Set exercise:
Check each line of the material below, and copy it if it holds the string "this".
· · · · ·
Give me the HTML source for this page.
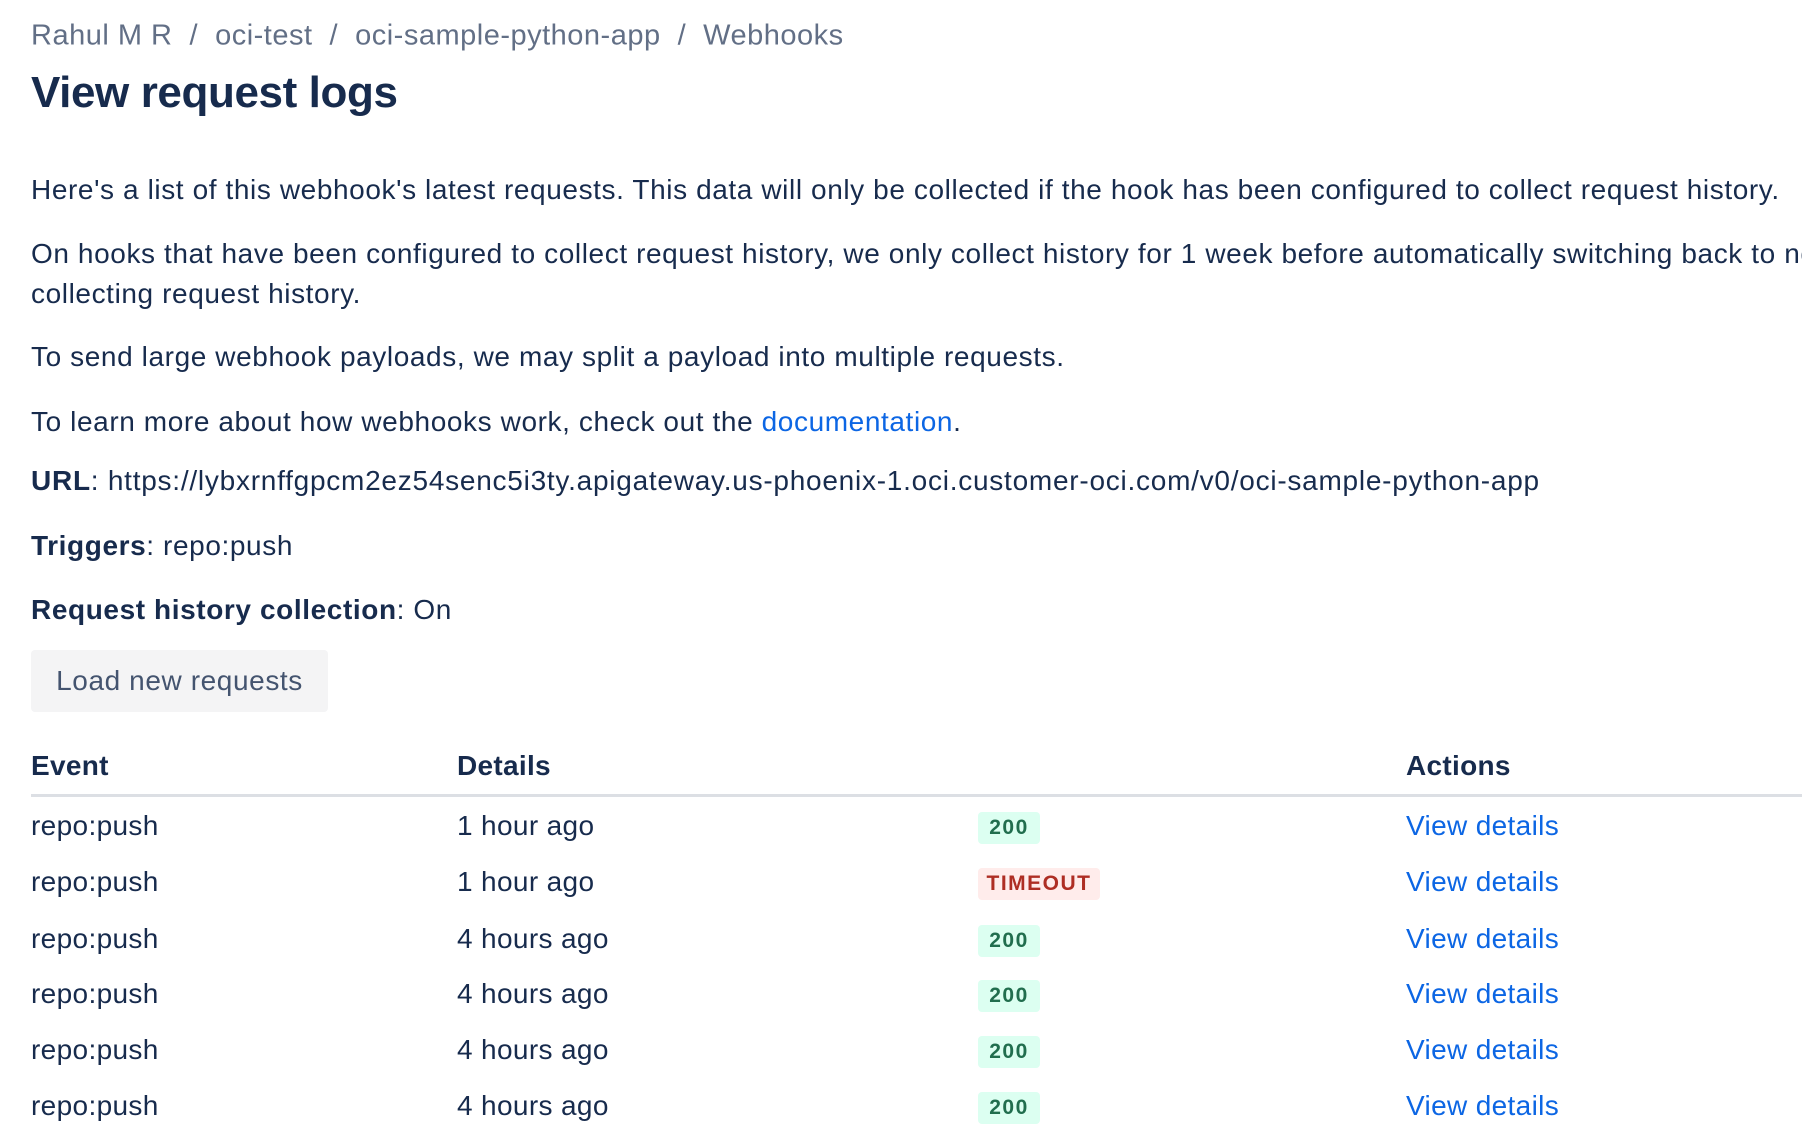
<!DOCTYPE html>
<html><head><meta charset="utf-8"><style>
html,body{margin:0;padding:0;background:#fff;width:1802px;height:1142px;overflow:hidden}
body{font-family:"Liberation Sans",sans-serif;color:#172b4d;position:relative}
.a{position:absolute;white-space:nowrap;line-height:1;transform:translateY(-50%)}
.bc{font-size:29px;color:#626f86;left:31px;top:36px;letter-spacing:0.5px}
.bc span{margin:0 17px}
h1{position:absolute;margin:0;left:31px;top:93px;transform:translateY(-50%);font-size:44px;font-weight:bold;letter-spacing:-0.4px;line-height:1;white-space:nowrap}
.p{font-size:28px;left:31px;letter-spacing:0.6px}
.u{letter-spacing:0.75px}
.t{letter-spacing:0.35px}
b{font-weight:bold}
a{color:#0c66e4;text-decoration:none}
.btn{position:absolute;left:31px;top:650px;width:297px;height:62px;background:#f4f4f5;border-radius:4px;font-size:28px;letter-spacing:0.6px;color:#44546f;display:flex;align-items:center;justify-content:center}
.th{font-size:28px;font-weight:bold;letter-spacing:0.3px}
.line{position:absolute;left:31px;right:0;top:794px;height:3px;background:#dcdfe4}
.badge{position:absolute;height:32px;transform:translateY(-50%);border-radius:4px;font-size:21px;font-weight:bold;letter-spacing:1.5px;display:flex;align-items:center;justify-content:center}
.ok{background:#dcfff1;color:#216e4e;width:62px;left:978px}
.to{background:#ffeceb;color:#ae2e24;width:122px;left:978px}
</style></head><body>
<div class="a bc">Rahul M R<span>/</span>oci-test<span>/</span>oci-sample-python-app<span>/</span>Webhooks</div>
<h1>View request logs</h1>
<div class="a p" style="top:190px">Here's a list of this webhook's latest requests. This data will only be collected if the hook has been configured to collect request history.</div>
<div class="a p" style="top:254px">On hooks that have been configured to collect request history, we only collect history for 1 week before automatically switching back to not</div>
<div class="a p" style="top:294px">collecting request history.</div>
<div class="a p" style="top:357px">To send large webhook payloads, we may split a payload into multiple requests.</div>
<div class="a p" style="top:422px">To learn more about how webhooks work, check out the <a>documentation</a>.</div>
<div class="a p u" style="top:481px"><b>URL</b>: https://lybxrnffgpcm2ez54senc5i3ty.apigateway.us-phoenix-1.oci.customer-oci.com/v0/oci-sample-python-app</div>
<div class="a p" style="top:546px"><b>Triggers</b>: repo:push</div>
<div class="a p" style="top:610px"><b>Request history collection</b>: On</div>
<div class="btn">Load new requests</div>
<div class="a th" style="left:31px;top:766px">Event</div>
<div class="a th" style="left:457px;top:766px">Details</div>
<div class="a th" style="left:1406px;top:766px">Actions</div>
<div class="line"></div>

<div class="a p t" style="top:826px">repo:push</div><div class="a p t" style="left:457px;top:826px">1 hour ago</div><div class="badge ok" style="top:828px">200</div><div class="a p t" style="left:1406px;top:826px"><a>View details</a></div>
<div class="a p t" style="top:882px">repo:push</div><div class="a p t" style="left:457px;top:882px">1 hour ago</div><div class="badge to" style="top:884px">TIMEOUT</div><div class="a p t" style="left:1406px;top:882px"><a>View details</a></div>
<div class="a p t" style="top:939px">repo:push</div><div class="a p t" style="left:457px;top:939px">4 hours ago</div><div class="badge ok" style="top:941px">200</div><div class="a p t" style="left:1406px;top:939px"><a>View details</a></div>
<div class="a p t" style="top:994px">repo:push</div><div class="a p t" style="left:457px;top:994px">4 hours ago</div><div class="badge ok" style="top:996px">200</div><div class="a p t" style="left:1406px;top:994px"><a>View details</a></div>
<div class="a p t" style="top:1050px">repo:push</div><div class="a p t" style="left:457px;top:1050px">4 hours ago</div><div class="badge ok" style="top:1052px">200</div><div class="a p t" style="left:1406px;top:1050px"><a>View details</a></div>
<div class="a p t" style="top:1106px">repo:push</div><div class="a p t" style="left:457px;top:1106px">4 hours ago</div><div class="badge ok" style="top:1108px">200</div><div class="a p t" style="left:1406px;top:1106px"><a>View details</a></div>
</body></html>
· · · · ·
Expected answer:
Give me the HTML source for this page.
<div class="a p" style="top:190px">Here's a list of this webhook's latest requests. This data will only be collected if the hook has been configured to collect request history.</div>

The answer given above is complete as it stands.